When you get home her collarbones shine in the light of an infomercial about exfoliants or food processers. She is falling asleep against your shoulder; she is mumbling something semi-consciously about giraffes or the end of the world. In the morning she is sitting on the radiator with her feet on the window sill, smoking cigarettes as the sun comes up, sky the color of Trix Yogurt. Watching the people across the street washing their clothes in the sink and drying them on the fire escape, windows glowing all over like fireflies.

She is an absolute conqueror in this world without you, but sometimes it seems like she likes having you here.

You are leaving her place now. You are standing in the fog on a train platform at six in the morning, in a half-conscious mass of people going to work, faces down, grunting and hiking bag straps on their shoulders. You feel the deep dull ache of the unknown and then the pulsing high of confronting that unknown, you and her, what it is, what it will be.You are listening to the Ronettes as loud as they will go, young girls singing about the guy who left them but then he came back, how ephemeral all this is anyway.

You stare down at the tracks, at the Burger King cups and Skittles wrappers and discarded MetroCards. You think about how these are remnants of other people’s lives, things that were at a moment essential to their existence. That someone had to make a train to meet a girl and dug in a pocket for a dollar to cram into a slot on a robot machine. Then that someone watched the crumpled corners disappear and prayed that the dollar wasn’t rejected, and in this instant his brain played a montage of every other dollar he had ever inserted into a robot machine, soda machines and cigarette machines and arcades, and whether those were more crumpled but were accepted anyway, what his chances were now, because he loved this girl and maybe she loved him, and he was trying to find out.

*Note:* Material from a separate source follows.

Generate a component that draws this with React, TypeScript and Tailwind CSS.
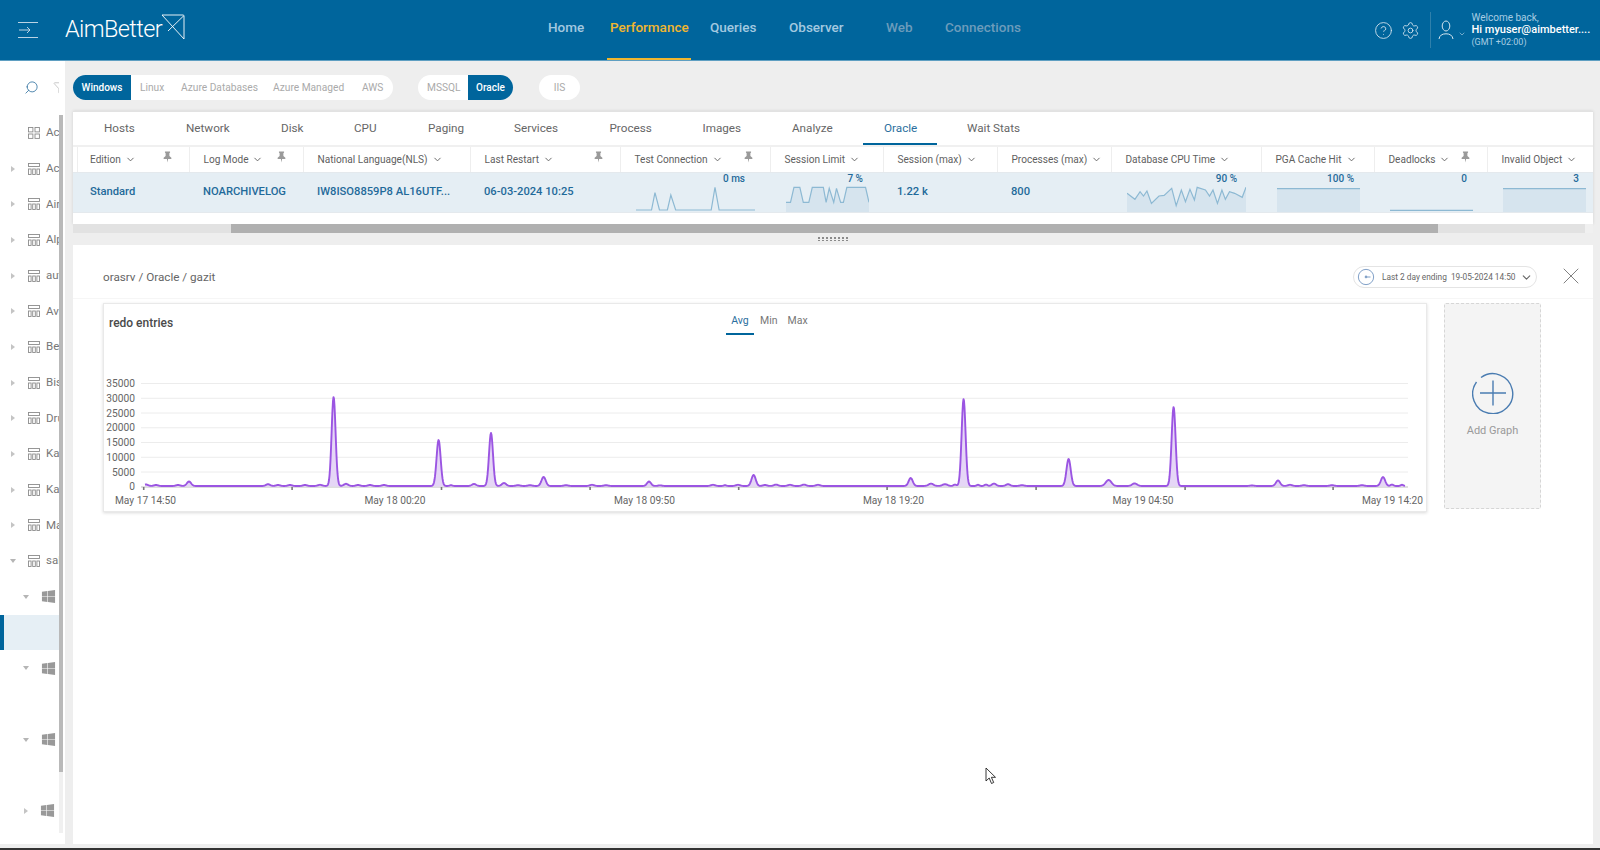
import { ChevronDown, X, Search, Filter, Settings, CircleHelp } from 'lucide-react';
import { FaWindows } from 'react-icons/fa';

const navItems = [
  { label: 'Home', cls: 'w-[62px] text-[#a3c9e0]' },
  { label: 'Performance', cls: 'w-[100px] text-[#f0b62f]', active: true },
  { label: 'Queries', cls: 'w-[79px] text-[#a3c9e0]' },
  { label: 'Observer', cls: 'w-[97px] text-[#a3c9e0]' },
  { label: 'Web', cls: 'w-[59px] text-[#6c9cbb]' },
  { label: 'Connections', cls: 'w-[90px] text-[#6c9cbb]' },
];

const tabs = [
  { label: 'Hosts', cls: 'w-[82px]' },
  { label: 'Network', cls: 'w-[95px]' },
  { label: 'Disk', cls: 'w-[73px]' },
  { label: 'CPU', cls: 'w-[74px]' },
  { label: 'Paging', cls: 'w-[86px]' },
  { label: 'Services', cls: 'w-[95.5px]' },
  { label: 'Process', cls: 'w-[93px]' },
  { label: 'Images', cls: 'w-[89.5px]' },
  { label: 'Analyze', cls: 'w-[92px]' },
  { label: 'Oracle', cls: 'w-[83px]', active: true },
  { label: 'Wait Stats', cls: 'w-[70px]' },
];

// spark points are in crop pixels, the viewBox takes care of the scale
const cpuLine =
  '192,250 215,268 230,245 240,258 250,243 263,280 285,258 300,256 322,235 335,287 350,240 362,275 375,238 388,270 396,232 420,240 432,258 442,240 455,280 468,240 478,268 490,245 505,250 527,262 538,232';
const limitLine =
  '772,277 785,277 795,232 812,232 822,277 838,277 848,232 880,232 888,277 897,235 910,277 918,235 930,277 938,277 948,232 1002,232 1012,277';
const testLine =
  '337,300 382,300 392,248 405,300 428,300 438,255 452,300 555,300 566,232 578,300 682,300';

type Col = {
  label: string;
  cls: string;
  pin?: boolean;
  value?: string;
  badge?: string;
  badgeCls?: string;
  svgCls?: string;
  box?: string;
  line?: string;
  fill?: boolean;
};

const cols: Col[] = [
  { label: 'Edition', cls: 'w-[112px]', pin: true, value: 'Standard' },
  { label: 'Log Mode', cls: 'w-[114px]', pin: true, value: 'NOARCHIVELOG' },
  { label: 'National Language(NLS)', cls: 'w-[167px]', value: 'IW8ISO8859P8 AL16UTF...' },
  { label: 'Last Restart', cls: 'w-[150px]', pin: true, value: '06-03-2024 10:25' },
  { label: 'Test Connection', cls: 'w-[150px]', pin: true, badge: '0 ms', badgeCls: 'w-[119px] pr-[10px]', svgCls: 'w-[119px]', box: '337 225 345 81', line: testLine },
  { label: 'Session Limit', cls: 'w-[113px]', badge: '7 %', badgeCls: 'w-[83px] pr-[6px]', svgCls: 'w-[83px]', box: '772 225 240 81', line: limitLine, fill: true },
  { label: 'Session (max)', cls: 'w-[114px]', value: '1.22 k' },
  { label: 'Processes (max)', cls: 'w-[114px]', value: '800' },
  { label: 'Database CPU Time', cls: 'w-[150px]', badge: '90 %', badgeCls: 'w-[119px] pr-[9px]', svgCls: 'w-[119px]', box: '192 225 346 81', line: cpuLine, fill: true },
  { label: 'PGA Cache Hit', cls: 'w-[113px]', badge: '100 %', badgeCls: 'w-[83px] pr-[6px]', svgCls: 'w-[83px]', box: '628 225 240 81', line: '628,236 868,236', fill: true },
  { label: 'Deadlocks', cls: 'w-[113px]', pin: true, badge: '0', badgeCls: 'w-[83px] pr-[6px]', svgCls: 'w-[83px]', box: '957 225 240 81', line: '957,301 1197,301' },
  { label: 'Invalid Object', cls: 'w-[106px]', badge: '3', badgeCls: 'w-[83px] pr-[7px]', svgCls: 'w-[83px]', box: '1287 225 240 81', line: '1287,236 1527,236', fill: true },
];

const treeRows = ['Ac', 'Air', 'Alp', 'aut', 'Avi', 'Be', 'Bis', 'Dru', 'Ka', 'Ka', 'Ma'];

// redo entries peaks: [x, height, width]
const peaks: number[][] = [
  [146, 1.5, 3], [156, 1, 3], [178, 1, 3], [189, 4.5, 3], [268, 1.8, 3], [278, 1, 3], [290, 1, 3], [305, 1, 3], [320, 1.2, 3],
  [333.6, 89, 2.8], [346, 2.2, 3], [358, 1, 3], [370, 1, 3], [384, 1, 3], [438.6, 46, 2.9], [451, 0.8, 2], [474, 2, 3],
  [491, 53, 2.8], [504, 3, 3], [518, 0.8, 3], [530, 0.8, 3], [543.6, 9, 3], [566, 0.8, 3], [592, 1.2, 3], [606, 0.8, 3],
  [649, 4.5, 2.8], [660, 0.6, 3], [713, 1.2, 3], [725, 0.8, 2], [738, 1.2, 3], [753.6, 11, 3], [765, 1, 3], [776, 1.4, 3],
  [790, 1.2, 3], [804, 1.4, 3], [818, 1.2, 3], [910.7, 8, 2.9], [931, 2.4, 3.5], [945, 1.8, 3.5], [955, 1.4, 2], [963.6, 87, 2.8],
  [978, 1.2, 2], [986, 1.4, 2], [994, 2.4, 3], [1008, 1.8, 3], [1022, 0.8, 3], [1068.6, 27, 3], [1108.6, 6, 4], [1134.6, 2.6, 3.5],
  [1173.6, 79, 2.8], [1252, 0.5, 3], [1278, 5.5, 3], [1290, 1.2, 3], [1304, 0.8, 3], [1332, 0.8, 3], [1362, 0.8, 3], [1383, 9, 3], [1392, 1.4, 2], [1402, 1.2, 2],
];

function redoPoints() {
  const out: string[] = [];
  for (let x = 145; x <= 1405; x += 0.5) {
    let h = 0.4;
    for (const [c, a, w] of peaks) h += a * Math.exp(-(((x - c) / w) ** 2));
    out.push(`${x},${(486.4 - h).toFixed(2)}`);
  }
  return out;
}

function Pin() {
  return (
    <svg viewBox="0 0 10 14" className="h-[12px] w-[9px] -mt-[5px]" fill="#9a9a9a">
      <path d="M2 0.5h6v1.2L7.2 2.6v3.2L9.5 8v1.2H5.7L5 13.5l-.7-4.3H.5V8l2.3-2.2V2.6L2 1.7z" />
    </svg>
  );
}

function HostIcon({ grid }: { grid?: boolean }) {
  if (grid) {
    return (
      <svg viewBox="0 0 12 12" className="h-[12px] w-[12px] shrink-0" fill="none" stroke="#8c8c8c" strokeWidth="0.9">
        <rect x="0.5" y="0.5" width="4.4" height="4.4" />
        <rect x="7" y="0.5" width="4.4" height="4.4" />
        <rect x="0.5" y="7" width="4.4" height="4.4" />
        <rect x="7" y="7" width="4.4" height="4.4" />
      </svg>
    );
  }
  return (
    <svg viewBox="0 0 12 12" className="h-[12px] w-[12px] shrink-0" fill="none" stroke="#8c8c8c" strokeWidth="0.9">
      <rect x="0.5" y="0.5" width="11" height="3" />
      <rect x="0.5" y="6" width="2.6" height="5.5" />
      <rect x="4.7" y="6" width="2.6" height="5.5" />
      <rect x="8.9" y="6" width="2.6" height="5.5" />
    </svg>
  );
}

function Caret({ open }: { open?: boolean }) {
  return open ? (
    <span className="h-0 w-0 shrink-0 border-x-[3px] border-t-[4px] border-x-transparent border-t-[#b5b5b5]" />
  ) : (
    <span className="h-0 w-0 shrink-0 border-y-[3px] border-l-[4px] border-y-transparent border-l-[#c4c4c4]" />
  );
}

function Sidebar() {
  return (
    <aside className="flex h-full w-[65px] shrink-0 bg-white">
      <div className="w-[59px] shrink-0 overflow-hidden">
        <div className="flex h-[54px] items-start pl-[24px] pt-[19px]">
          <Search size={15} color="#2c6f9e" strokeWidth={1.3} className="shrink-0 -scale-x-100" />
          <Filter size={14} color="#b5b5b5" strokeWidth={1.2} className="ml-[14px] mt-[1px] shrink-0" />
        </div>
        <div className="flex h-[35.7px] items-center pl-[28px]">
          <HostIcon grid />
          <span className="ml-[6px] whitespace-nowrap text-[11.5px] text-[#777]">Ac</span>
        </div>
        {treeRows.map((name, i) => (
          <div key={i} className="flex h-[35.7px] items-center pl-[11px]">
            <Caret />
            <span className="ml-[13px] flex shrink-0"><HostIcon /></span>
            <span className="ml-[6px] whitespace-nowrap text-[11.5px] text-[#777]">{name}</span>
          </div>
        ))}
        <div className="flex h-[35.7px] items-center pl-[10px]">
          <Caret open />
          <span className="ml-[12px] flex shrink-0"><HostIcon /></span>
          <span className="ml-[6px] whitespace-nowrap text-[11.5px] text-[#777]">sal</span>
        </div>
        <div className="flex h-[35.7px] items-center pl-[23px]">
          <Caret open />
          <FaWindows size={15} color="#999" className="ml-[12px]" />
        </div>
        <div className="h-[35.7px] border-l-4 border-[#00659c] bg-[#e6eff5]" />
        <div className="flex h-[35.7px] items-center pl-[23px]">
          <Caret open />
          <FaWindows size={15} color="#999" className="ml-[12px]" />
        </div>
        <div className="h-[35.7px]" />
        <div className="flex h-[35.7px] items-center pl-[23px]">
          <Caret open />
          <FaWindows size={15} color="#999" className="ml-[12px]" />
        </div>
        <div className="h-[35.7px]" />
        <div className="flex h-[35.7px] items-center pl-[24px]">
          <Caret />
          <FaWindows size={15} color="#999" className="ml-[12px]" />
        </div>
      </div>
      <div className="mt-[54px] h-[718px] w-[4px] bg-[#f0f0f0]">
        <div className="h-[657px] w-full bg-[#b9b9b9]" />
      </div>
    </aside>
  );
}

function PillBar() {
  return (
    <div className="flex h-[25px] items-center text-[10.2px] text-[#aaaaaa]">
      <div className="flex h-full w-[320px] items-center rounded-full bg-white">
        <span className="flex h-full w-[58px] items-center justify-center rounded-l-full bg-[#00659c] text-[10px] font-medium text-white">Windows</span>
        <span className="ml-[9px] w-[41px]">Linux</span>
        <span className="w-[92px]">Azure Databases</span>
        <span className="w-[89px]">Azure Managed</span>
        <span>AWS</span>
      </div>
      <div className="ml-[25px] flex h-full w-[95px] items-center rounded-full bg-white">
        <span className="ml-[9px] w-[41px]">MSSQL</span>
        <span className="flex h-full flex-1 items-center justify-center rounded-r-full bg-[#00659c] text-[10px] font-medium text-white">Oracle</span>
      </div>
      <div className="ml-[26px] flex h-full w-[41px] items-center justify-center rounded-full bg-white">IIS</div>
    </div>
  );
}

function HostTable() {
  return (
    <section className="mt-[11px] h-[113px] shrink-0 border-t border-[#e2e2e2] bg-white shadow-[0_0_3px_rgba(0,0,0,0.12)]">
      <div className="flex h-[33px] pl-[31px] text-[11.7px] text-[#666]">
        {tabs.map((t) => (
          <div key={t.label} className={`relative flex items-center ${t.cls} ${t.active ? 'text-[#2c6f9e]' : ''}`}>
            {t.label}
            {t.active && <span className="absolute bottom-0 -left-[21px] h-[2px] w-[74px] bg-[#00659c]" />}
          </div>
        ))}
      </div>
      <div className="border-t-2 border-[#f0f0f0] pl-[4px]">
        <div className="flex h-[25px] text-[10.1px] text-[#5f5f5f]">
          {cols.map((c, i) => (
            <div key={c.label} className={`flex shrink-0 items-center border-l border-[#eeeeee] ${i === 0 ? 'pl-[12px]' : 'pl-[13.5px]'} ${c.cls}`}>
              <span className="whitespace-nowrap">{c.label}</span>
              <ChevronDown size={11} strokeWidth={2} className="ml-[4px] shrink-0" />
              {c.pin && <span className="ml-auto mr-[17px] flex"><Pin /></span>}
            </div>
          ))}
        </div>
      </div>
      <div className="flex h-[41px] border-y border-[#e4e9ed] bg-[#e5eef4] pl-[4px] text-[11.2px] font-medium text-[#1f6a9a]">
        {cols.map((c, i) => (
          <div key={c.label} className={`shrink-0 ${i === 0 ? 'pl-[13px]' : 'pl-[14px]'} ${c.cls} ${c.value ? 'flex items-center' : 'pl-[16px]'}`}>
            {c.value ? (
              <span className="whitespace-nowrap">{c.value}</span>
            ) : (
              <>
                <div className={`text-right text-[10px] leading-[12px] ${c.badgeCls}`}>{c.badge}</div>
                <svg viewBox={c.box} preserveAspectRatio="none" className={`h-[27px] ${c.svgCls}`}>
                  {c.fill && <polygon points={`${c.line} ${c.line!.split(' ').pop()!.split(',')[0]},306 ${c.line!.split(' ')[0].split(',')[0]},306`} fill="#d6e4ee" />}
                  <polyline points={c.line} fill="none" stroke="#8db9d3" strokeWidth="1.2" vectorEffect="non-scaling-stroke" />
                </svg>
              </>
            )}
          </div>
        ))}
      </div>
    </section>
  );
}

function RedoChart() {
  const yTicks = [35000, 30000, 25000, 20000, 15000, 10000, 5000, 0];
  const xTicks = [143.6, 292, 441.4, 590, 738.6, 887, 1036, 1185, 1333];
  const xLabels: [number, string][] = [
    [145.5, 'May 17 14:50'],
    [395, 'May 18 00:20'],
    [644.5, 'May 18 09:50'],
    [893.5, 'May 18 19:20'],
    [1143, 'May 19 04:50'],
    [1392.5, 'May 19 14:20'],
  ];
  const pts = redoPoints();
  return (
    <div className="h-[209px] w-[1324px] shrink-0 border border-[#e9e9e9] bg-white shadow-[0_1px_3px_rgba(0,0,0,0.15)]">
      <div className="flex h-[32px] items-start">
        <div className="w-[622px] pl-[5px] pt-[11px] text-[12px] font-medium leading-[16px] text-[#4a4a4a]">redo entries</div>
        <div className="flex pt-[10px] text-[10.5px] leading-[14px] text-[#777]">
          <span className="h-[21px] w-[28px] border-b-2 border-[#00659c] text-center text-[#2c6f9e]">Avg</span>
          <span className="ml-[6px]">Min</span>
          <span className="ml-[10px]">Max</span>
        </div>
      </div>
      <svg viewBox="104 336 1322 175" className="block h-[175px] w-[1322px]" fontFamily="Roboto, sans-serif" fontSize="10.2" fill="#666">
        {yTicks.map((v, i) => {
          const y = 383.5 + i * 14.75;
          return (
            <g key={v}>
              {v > 0 && <line x1="141" x2="1408" y1={y} y2={y} stroke="#ececec" />}
              <text x="135" y={y + 3.5} textAnchor="end">{v}</text>
            </g>
          );
        })}
        <line x1="141" x2="1408" y1="487" y2="487" stroke="#bdbdbd" />
        {xTicks.map((x) => (
          <rect key={x} x={x - 0.7} y="487" width="1.6" height="3" fill="#777" />
        ))}
        <polygon points={`145,486.6 ${pts.join(' ')} 1405,486.6`} fill="#e5d6f6" stroke="none" />
        <polyline points={pts.join(' ')} fill="none" stroke="#9b55e2" strokeWidth="1.9" strokeLinejoin="round" />
        {xLabels.map(([x, t]) => (
          <text key={t} x={x} y="504" textAnchor="middle">{t}</text>
        ))}
      </svg>
    </div>
  );
}

function AddGraph() {
  return (
    <div className="ml-[17px] flex h-[206px] w-[97px] flex-col items-center rounded-[2px] border border-dashed border-[#d6d6d6] bg-[#f4f4f4] pt-[68px]">
      <svg viewBox="0 0 42 42" className="h-[42px] w-[42px]" fill="none" stroke="#4a7cb1" strokeWidth="1.4">
        <path d="M9 5.5A20 20 0 1 1 4.5 10" />
        <path d="M21 8.5v25M8 21h26" />
      </svg>
      <span className="mt-[9px] text-[11px] text-[#9a9a9a]">Add Graph</span>
    </div>
  );
}

function DetailPanel() {
  return (
    <section className="min-h-0 flex-1 bg-white">
      <div className="flex h-[54px] items-center border-b border-[#f6f6f6] pl-[30px] pt-[13px]">
        <span className="text-[11.7px] text-[#666]">orasrv / Oracle / gazit</span>
        <div className="ml-auto -mt-[2px] flex h-[22px] w-[184px] items-center rounded-full border border-[#e4e4e4] pl-[3px]">
          <svg viewBox="0 0 20 20" className="h-[18px] w-[18px] shrink-0" fill="none" stroke="#7f9fc6" strokeWidth="1.1">
            <circle cx="10" cy="10" r="8.5" />
            <path d="M10 10H15M10 10V8.5" />
            <circle cx="10" cy="10" r="1" fill="#7f9fc6" />
          </svg>
          <span className="ml-[7px] whitespace-nowrap text-[8.3px] text-[#666]">Last 2 day ending&nbsp; 19-05-2024 14:50</span>
          <ChevronDown size={13} color="#666" className="ml-[4px] shrink-0" />
        </div>
        <X size={28} color="#777" strokeWidth={0.8} className="ml-[20px] mr-[8px] -mt-[4px] shrink-0" />
      </div>
      <div className="flex pl-[30px] pt-[4px]">
        <RedoChart />
        <AddGraph />
      </div>
    </section>
  );
}

export default function App() {
  return (
    <div className="relative flex h-[850px] w-[1600px] flex-col overflow-hidden bg-[#eeeeee] font-['Roboto',sans-serif]">
      <header className="flex h-[61px] shrink-0 items-center border-b border-[#5f9fc2] bg-[#00659c]">
        <div className="flex w-[548px] shrink-0 items-center pl-[18px]">
          <svg viewBox="0 0 20 16" className="h-[16px] w-[20px]" fill="none" stroke="#cfe0ec" strokeWidth="0.9">
            <path d="M0 .5h20M0 15.5h20M1 8h11M9 5l3 3-3 3" />
          </svg>
          <span className="ml-[27px] text-[23.5px] font-light tracking-[-0.6px] text-white">AimBetter</span>
          <svg viewBox="0 0 24 26" className="-mt-[6px] ml-[-1px] h-[26px] w-[24px]" fill="none" stroke="#fff" strokeWidth="0.9">
            <path d="M1 1h21.5M1 1l22 24V1.5L7 17" />
          </svg>
        </div>
        <nav className="flex h-full items-center text-[13.5px] font-medium">
          {navItems.map((n) => (
            <div key={n.label} className={`relative flex h-full items-center pb-[6px] ${n.cls}`}>
              {n.label}
              {n.active && <span className="absolute bottom-0 -left-[3px] h-[2px] w-[84px] bg-[#f0b62f]" />}
            </div>
          ))}
        </nav>
        <div className="ml-auto flex w-[226px] shrink-0 items-center">
          <CircleHelp size={19} color="#d5e5ef" strokeWidth={1.1} />
          <Settings size={19} color="#d5e5ef" strokeWidth={1.1} className="ml-[7.5px]" />
          <div className="ml-[10px] h-[36px] w-px bg-[#2f80ab]" />
          <svg viewBox="0 0 16 20" className="ml-[7px] h-[20px] w-[16px]" fill="none" stroke="#d5e5ef" strokeWidth="1">
            <ellipse cx="8" cy="6" rx="3.8" ry="5" />
            <path d="M1 19c.6-3.6 3-5.2 7-5.2s6.4 1.6 7 5.2" />
          </svg>
          <ChevronDown size={8} color="#a8cde3" className="ml-[4px] mt-[7px]" />
          <div className="ml-[6px] flex flex-col leading-[12px]">
            <span className="text-[10px] text-[#a8cde3]">Welcome back,</span>
            <span className="text-[11px] font-medium text-white">Hi myuser@aimbetter....</span>
            <span className="text-[9px] text-[#a8cde3]">(GMT +02:00)</span>
          </div>
        </div>
      </header>
      <div className="flex min-h-0 flex-1 pb-[4px]">
        <Sidebar />
        <main className="ml-[8px] mr-[7px] flex min-w-0 flex-1 flex-col">
          <div className="shrink-0 pt-[14px]"><PillBar /></div>
          <HostTable />
          <div className="flex h-[9px] shrink-0 bg-[#e2e2e2]">
            <div className="ml-[158px] h-full w-[1207px] bg-[#b0b0b0]" />
            <div className="ml-auto h-full w-[8px] bg-[#f0f0f0]" />
          </div>
          <div className="flex h-[12px] shrink-0 items-center justify-center">
            <div className="grid grid-cols-8 gap-x-[2.5px] gap-y-[1px]">
              {Array.from({ length: 16 }).map((_, i) => (
                <span key={i} className="h-[1.5px] w-[1.5px] bg-[#8a8a8a]" />
              ))}
            </div>
          </div>
          <DetailPanel />
        </main>
      </div>
      <div className="h-[2px] shrink-0 bg-[#333]" />
      <svg viewBox="0 0 12 18" className="absolute left-[985px] top-[767px] h-[18px] w-[12px]" fill="#fff" stroke="#222" strokeWidth="0.9">
        <path d="M1 1v13l3.2-3 2.3 5.5 2.2-1-2.3-5.2H10.5z" />
      </svg>
    </div>
  );
}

You think about how we are alone in infinity, ricocheting between stimuli and hope and orgasms. We wander. We stare out train windows, at bedroom ceilings, examining the nail pops in the sheetrock, eating reheated egg rolls, trying to understand it. You are standing there like he was standing there, you don’t know where you are going, you don’t care, you drift. She is somewhere and you are here and in the meantime you wait.